Enfin, nombre de députés s’accordent à dire qu’un des dysfonctionnements majeurs de l’UE reste le pouvoir d’influence et de blocage des États membres, en particulier les plus gros comme la France. Qui peut s’apparenter parfois à du lobbying : « l’Allemagne est très influente sur ses députés lorsque des textes qui empiètent sur l’industrie automobile sont votés par exemple », s’indigne Michèle Rivasi. Pour Jean-Luc Bennahmias, « les gouvernements influent sur le Conseil des ministres, qui a parfois du mal à respecter le traité de Lisbonne sur la codécision. Il y a des choses qui ne passent pas ». Tant et si bien que l’intérêt national passe parfois avant l’intérêt général de l’Europe.

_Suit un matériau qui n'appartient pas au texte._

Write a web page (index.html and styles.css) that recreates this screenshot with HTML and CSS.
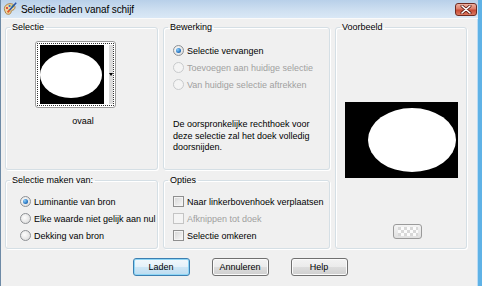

Dernier exemple donné par Marie-Christine Vergiat, celle de la taxe Tobin sur les transactions financières : « la Commission s’est prononcée en 2010 pour cette taxe, certes encore à un niveau faible, elle devait rapporter 200 milliards d’euros par an. Puis les députés anglais proches de la City sont passés par là, Pierre Moscovisci a fait également pression pour réduire l’assiette et la vider de son sens. » Pour la militante des droits de l’Homme, pas défaitiste, le rôle d’un député européen « est de défendre une ligne politique pour laquelle il a été élu ». Reste à savoir quelle ligne ressort du chapeau une fois toutes les sensibilités passées dans la lessiveuse européenne.
Clément Chassot
1. ACTA ou l’accord commercial anti-contrefaçon (ACAC) est un traité international multilatéral sur le renforcement des droits de propriété intellectuelle. Le Parlement s’est déchiré avant de voter finalement contre en 2012.
2. Adoptée en 2006, son objectif est d’améliorer la protection de la santé humaine et de l’environnement par plus de contrôles et de restrictions sur les produits chimiques.